### Task input
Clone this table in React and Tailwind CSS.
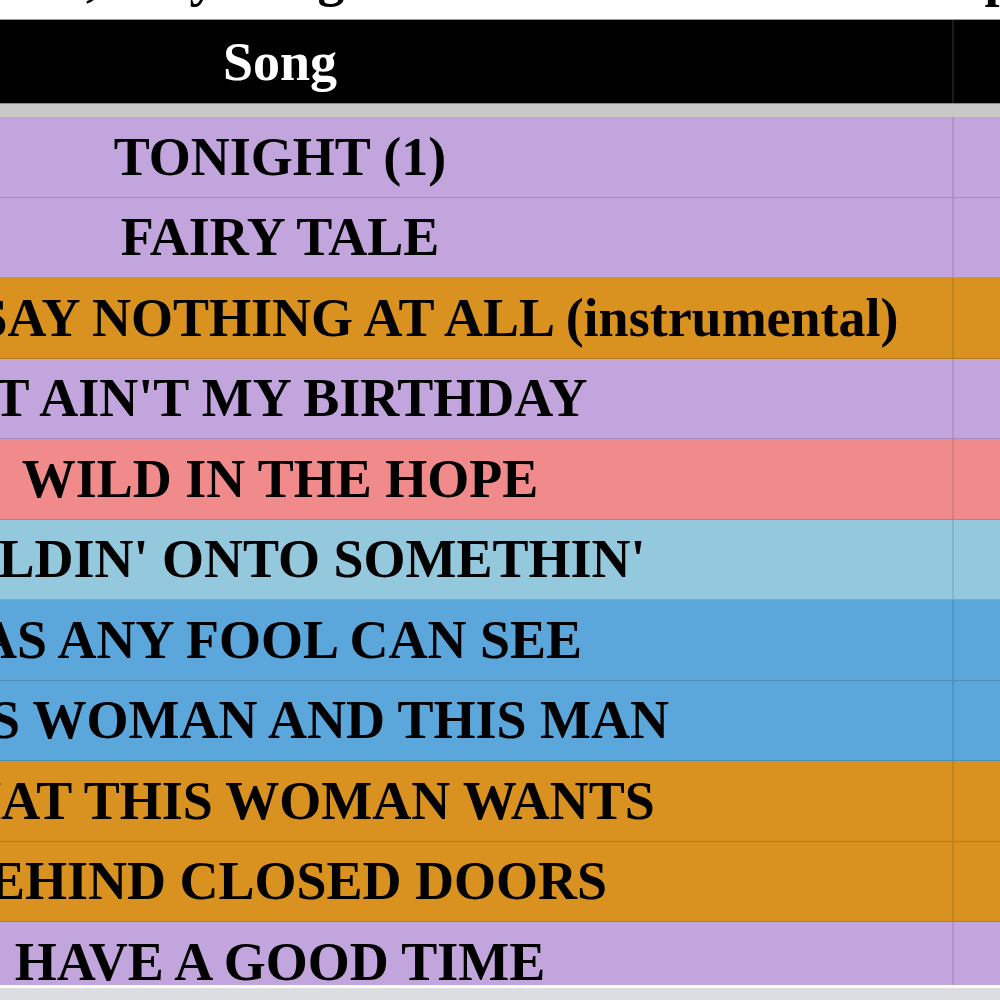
import React from "react"

const rows = [
  { title: "TONIGHT (1)", bg: "bg-[#c1a5dc]" },
  { title: "FAIRY TALE", bg: "bg-[#c1a5dc]" },
  { title: "WHEN YOU SAY NOTHING AT ALL (instrumental)", bg: "bg-[#d9921f]" },
  { title: "IT AIN'T MY BIRTHDAY", bg: "bg-[#c1a5dc]" },
  { title: "WILD IN THE HOPE", bg: "bg-[#f18b8b]" },
  { title: "HOLDIN' ONTO SOMETHIN'", bg: "bg-[#93c8dd]" },
  { title: "AS ANY FOOL CAN SEE", bg: "bg-[#5ba7dc]" },
  { title: "THIS WOMAN AND THIS MAN", bg: "bg-[#5ba7dc]" },
  { title: "WHAT THIS WOMAN WANTS", bg: "bg-[#d9921f]" },
  { title: "BEHIND CLOSED DOORS", bg: "bg-[#d9921f]" },
  { title: "HAVE A GOOD TIME", bg: "bg-[#c1a5dc]" },
]

const SongRow = ({ title, bg }) => {
  return (
    <div className={`flex h-[80.5px] shrink-0 border-b border-black/15 ${bg}`}>
      <div className="w-[1344px] shrink-0 flex items-center justify-center whitespace-nowrap text-[54px] font-bold text-black leading-none">
        {title}
      </div>
      <div className="w-[200px] shrink-0 border-l-2 border-black/10" />
    </div>
  )
}

const App = () => {
  return (
    <div className="w-[1000px] h-[1000px] overflow-hidden bg-white font-['Liberation_Serif',serif]">
      <div className="h-[985px] overflow-hidden flex flex-col">
        {/* title line, only descenders show */}
        <div className="h-[19px] shrink-0 overflow-hidden">
          <div className="flex -mt-[50px] text-[54px] font-bold leading-[54px] text-black whitespace-nowrap">
            <span className="ml-[86px]">,</span>
            <span className="ml-[90px]">y</span>
            <span className="ml-[101px]">g</span>
            <span className="ml-[640px]">p</span>
          </div>
        </div>
        <div className="ml-[-392px] flex flex-col border-t border-[#9a9a9a]">
          <div className="flex h-[83px] shrink-0 bg-black">
            <div className="w-[1344px] shrink-0 flex items-center justify-center text-[54px] font-bold text-white leading-none">
              Song
            </div>
            <div className="w-[200px] shrink-0 border-l-2 border-[#1c1c1c]" />
          </div>
          <div className="h-[14px] shrink-0 bg-[#c8c8c8] border-t border-[#8a8a8a]" />
          {rows.map((row, index) => (
            <SongRow key={index} title={row.title} bg={row.bg} />
          ))}
        </div>
      </div>
      <div className="h-[3px] bg-white" />
      <div className="h-[12px] bg-[#dcdde0]" />
    </div>
  )
}

export default App
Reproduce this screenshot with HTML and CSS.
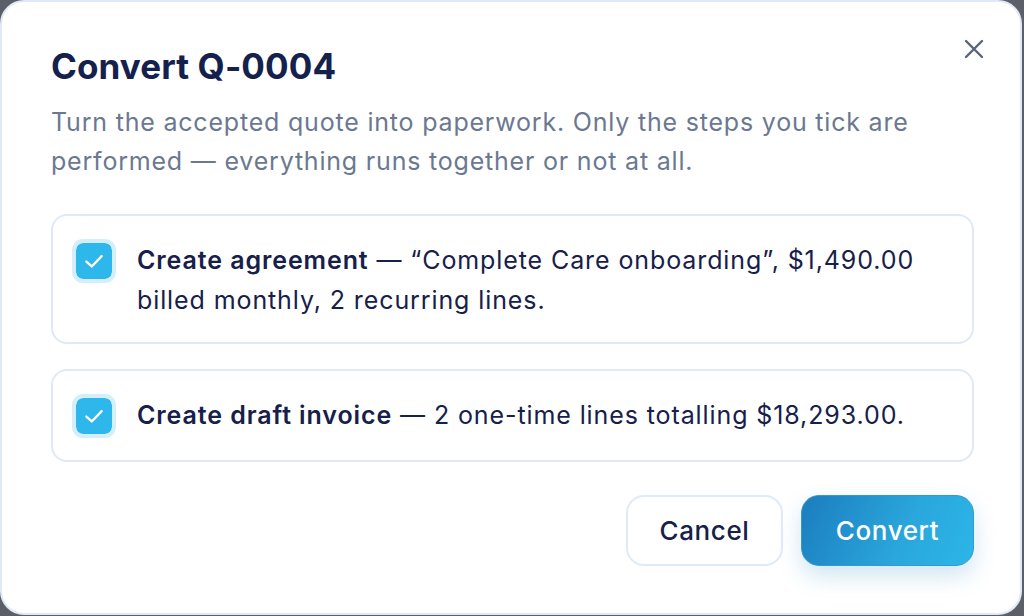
FILE: index.html
```html
<!DOCTYPE html>
<html lang="en">
<head>
<meta charset="utf-8">
<title>Convert Q-0004</title>
<link rel="stylesheet" href="styles.css">
</head>
<body>
<div class="dialog">
  <button class="close" aria-label="Close">
    <svg width="20" height="20" viewBox="0 0 20 20"><path d="M2 2L18 18M18 2L2 18" stroke="#596379" stroke-width="2.4" stroke-linecap="round"/></svg>
  </button>
  <h1 class="title">Convert Q-0004</h1>
  <p class="desc">Turn the accepted quote into paperwork. Only the steps you tick are performed — everything runs together or not at all.</p>
  <div class="options">
    <label class="option">
      <span class="check"><svg width="24" height="24" viewBox="0 0 22 22"><path d="M4 11.5L9 16L18 6.5" fill="none" stroke="#fff" stroke-width="2.1" stroke-linecap="round" stroke-linejoin="round"/></svg></span>
      <span class="text"><b>Create agreement</b> — “Complete Care onboarding”, $1,490.00 billed monthly, 2 recurring lines.</span>
    </label>
    <label class="option">
      <span class="check"><svg width="24" height="24" viewBox="0 0 22 22"><path d="M4 11.5L9 16L18 6.5" fill="none" stroke="#fff" stroke-width="2.1" stroke-linecap="round" stroke-linejoin="round"/></svg></span>
      <span class="text"><b>Create draft invoice</b> — 2 one-time lines totalling $18,293.00.</span>
    </label>
  </div>
  <div class="actions">
    <button class="btn cancel">Cancel</button>
    <button class="btn primary">Convert</button>
  </div>
</div>
</body>
</html>
```

FILE: styles.css
```css
* { box-sizing: border-box; }
html, body { margin: 0; }
body {
  background: #5c5f67;
  width: 1024px;
  height: 616px;
  font-family: "Inter", "Noto Sans", sans-serif;
  color: #16204a;
}
.dialog {
  position: relative;
  width: 1022px;
  height: 615px;
  background: #fff;
  border: 2px solid #dfe9f8;
  border-radius: 24px;
  padding: 40px 46px 0 49px;
}
.close {
  position: absolute;
  top: 35px;
  right: 34px;
  width: 24px;
  height: 24px;
  padding: 2px;
  border: 0;
  background: none;
}
.title {
  margin: 0;
  font-size: 35px;
  font-weight: 650;
  letter-spacing: 0.1px;
  line-height: 48px;
  color: #15214d;
}
.desc {
  margin: 13px 0 0;
  font-size: 25px;
  line-height: 39px;
  color: #6b7891;
  letter-spacing: 0.8px;
}
.options {
  margin-top: 33px;
  display: flex;
  flex-direction: column;
  gap: 25px;
}
.option {
  display: flex;
  align-items: flex-start;
  gap: 21px;
  border: 2px solid #dfe9f8;
  border-radius: 16px;
  padding: 22px 20px 22px 20px;
  min-height: 90px;
}
.check {
  flex: none;
  width: 44px;
  height: 44px;
  border-radius: 11px;
  background: #2db7eb;
  border: 4px solid #d4effb;
  background-clip: padding-box;
  display: flex;
  align-items: center;
  justify-content: center;
  margin-top: 1px;
  margin-left: -1px;
}
.text {
  font-size: 25px;
  line-height: 40px;
  color: #16204a;
  letter-spacing: 0.9px;
  padding-top: 2px;
}
.text b { font-weight: 600; }
.actions {
  margin-top: 33px;
  display: flex;
  justify-content: flex-end;
  gap: 18px;
}
.btn {
  height: 71px;
  border-radius: 18px;
  font-family: inherit;
  font-size: 26px;
  font-weight: 500;
  letter-spacing: 0.6px;
}
.cancel {
  width: 157px;
  background: #fff;
  border: 2px solid #e1eafa;
  color: #16204a;
}
.primary {
  width: 173px;
  border: 1px solid #3a96cf;
  color: #fff;
  background: linear-gradient(115deg, #1b7dbf 0%, #2aa7dc 60%, #2cb6e8 100%);
  box-shadow: 0 10px 22px rgba(40, 140, 200, 0.22);
}
```
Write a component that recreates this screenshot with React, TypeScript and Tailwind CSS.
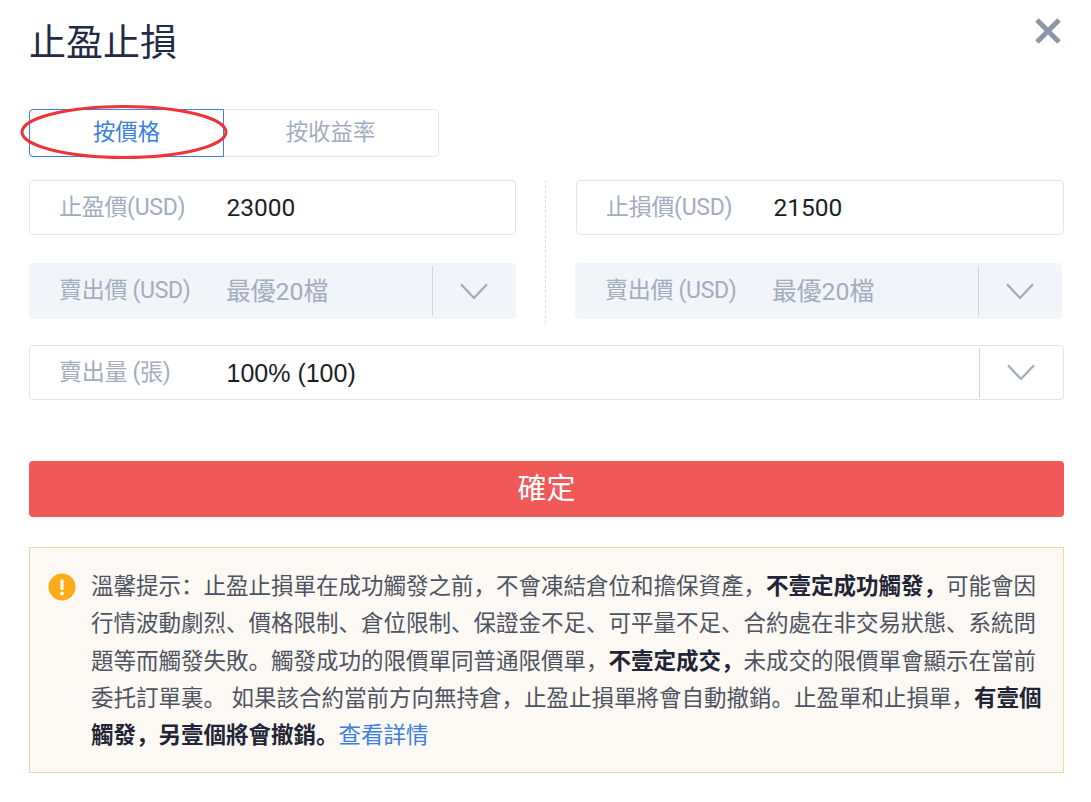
const font = { fontFamily: 'Roboto, "Noto Sans CJK SC", sans-serif' };

const Chevron = () => (
  <svg className="w-[28px] h-[17px]" viewBox="0 0 28 17" fill="none">
    <path d="M1 1.2 L14 15 L27 1.2" stroke="#a0aaba" strokeWidth="2.2" />
  </svg>
);

const InputBox = ({ label, value }: { label: string; value: string }) => (
  <div className="flex items-center h-[55px] border border-[#e2e5ec] rounded-[4px] pl-[29px] bg-white">
    <span className="w-[168px] text-[23px] leading-[30px] text-[#a3adbd] tracking-[-0.3px]">{label}</span>
    <span className="text-[24.5px] leading-[30px] text-[#1b1f27] -ml-[0.5px]">{value}</span>
  </div>
);

const DisabledSelect = () => (
  <div className="flex items-center h-[56px] rounded-[4px] pl-[30px] bg-[#f1f4f9]">
    <span className="w-[167px] text-[23px] leading-[30px] text-[#a3adbd] -mt-[1px] tracking-[-0.3px]">賣出價 (USD)</span>
    <span className="flex-1 text-[24.8px] leading-[30px] text-[#a3adbd] mt-[1px]">最優20檔</span>
    <div className="w-[84px] h-[50px] flex items-center justify-center border-l border-[#cfd4dd] pr-[2px]">
      <Chevron />
    </div>
  </div>
);

export default function App() {
  return (
    <div className="relative w-[1091px] h-[802px] bg-white overflow-hidden pl-[29px] pr-[27px]" style={font}>
      {/* Header */}
      <div className="flex items-start justify-between h-[109px]">
        <h1 className="text-[37px] leading-[50px] mt-[19px] text-[#232a45] font-normal">止盈止損</h1>
        <svg className="w-[26px] h-[26px] mt-[18px] mr-[3px]" viewBox="0 0 26 26">
          <path d="M2 2 L24 24 M24 2 L2 24" stroke="#8f93a8" strokeWidth="5" />
        </svg>
      </div>

      {/* Tabs */}
      <div className="relative flex w-[410px] h-[48px] border border-[#e2e5ec] rounded-[4px] text-[22.4px]">
        <div className="w-[195px] -m-px h-[48px] flex items-center justify-center border border-[#3b7fe0] rounded-l-[4px] text-[#3b7fe0]">按價格</div>
        <div className="flex-1 flex items-center justify-center text-[#a3adbd]">按收益率</div>
        <svg className="absolute left-[-10px] top-[-6px] w-[210px] h-[56px]" viewBox="0 0 210 56" fill="none">
          <ellipse cx="104" cy="28" rx="102" ry="25.5" stroke="#ef3339" strokeWidth="3" />
        </svg>
      </div>

      {/* Price rows */}
      <div className="flex mt-[23px] w-[1035px]">
        <div className="w-[487px] flex flex-col gap-[28px]">
          <InputBox label="止盈價(USD)" value="23000" />
          <DisabledSelect />
        </div>
        <div className="w-[60px] flex justify-center pr-[2px]">
          <div className="h-[143px] border-l border-dashed border-[#dcdfe6]" />
        </div>
        <div className="w-[488px] flex flex-col gap-[28px]">
          <InputBox label="止損價(USD)" value="21500" />
          <div className="-ml-px mr-[2px]">
            <DisabledSelect />
          </div>
        </div>
      </div>

      {/* Amount */}
      <div className="flex items-center h-[55px] mt-[22px] w-[1035px] border border-[#e2e5ec] rounded-[4px] pl-[29px]">
        <span className="w-[168px] text-[23px] leading-[30px] text-[#a3adbd] tracking-[-0.3px]">賣出量 (張)</span>
        <span className="flex-1 text-[25px] leading-[30px] text-[#1b1f27] -ml-[0.5px]" style={{ fontFamily: '"Liberation Sans", sans-serif' }}>100% (100)</span>
        <div className="w-[84px] h-[50px] flex items-center justify-center border-l border-[#cfd4dd] pr-[1px]">
          <Chevron />
        </div>
      </div>

      {/* Confirm */}
      <button className="block w-[1035px] h-[56px] mt-[61px] pt-[1px] bg-[#f15858] rounded-[4px] text-white text-[29px]">確定</button>

      {/* Notice */}
      <div className="flex w-[1035px] h-[226px] mt-[30px] bg-[#fcf8f3] border border-[#edd9ac] pl-[18px] pr-[18px] pt-[20px]">
        <svg className="w-[28px] h-[28px] shrink-0 mt-[5px]" viewBox="0 0 28 28">
          <circle cx="14" cy="14" r="13.5" fill="#fdab19" />
          <rect x="12.4" y="6.5" width="3.2" height="10.5" rx="1.2" fill="#fff" />
          <circle cx="14" cy="20.5" r="1.9" fill="#fff" />
        </svg>
        <p className="ml-[15px] text-[22.5px] leading-[37.3px] text-[#4e5361]">
          溫馨提示：止盈止損單在成功觸發之前，不會凍結倉位和擔保資產，<b className="text-[#1f2536]">不壹定成功觸發，</b>可能會因行情波動劇烈、價格限制、倉位限制、保證金不足、可平量不足、合約處在非交易狀態、系統問題等而觸發失敗。觸發成功的限價單同普通限價單，<b className="text-[#1f2536]">不壹定成交，</b>未成交的限價單會顯示在當前委托訂單裏。 如果該合約當前方向無持倉，止盈止損單將會自動撤銷。止盈單和止損單，<b className="text-[#1f2536]">有壹個觸發，另壹個將會撤銷。</b><span className="text-[#3b7fe0]">查看詳情</span>
        </p>
      </div>
    </div>
  );
}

### Task details
Skip the pictures, please, and transcribe only the lines from the beginning of the material through the one that contains "import React from".

### Task result
Clone this table in React and Tailwind CSS.
import React from "react"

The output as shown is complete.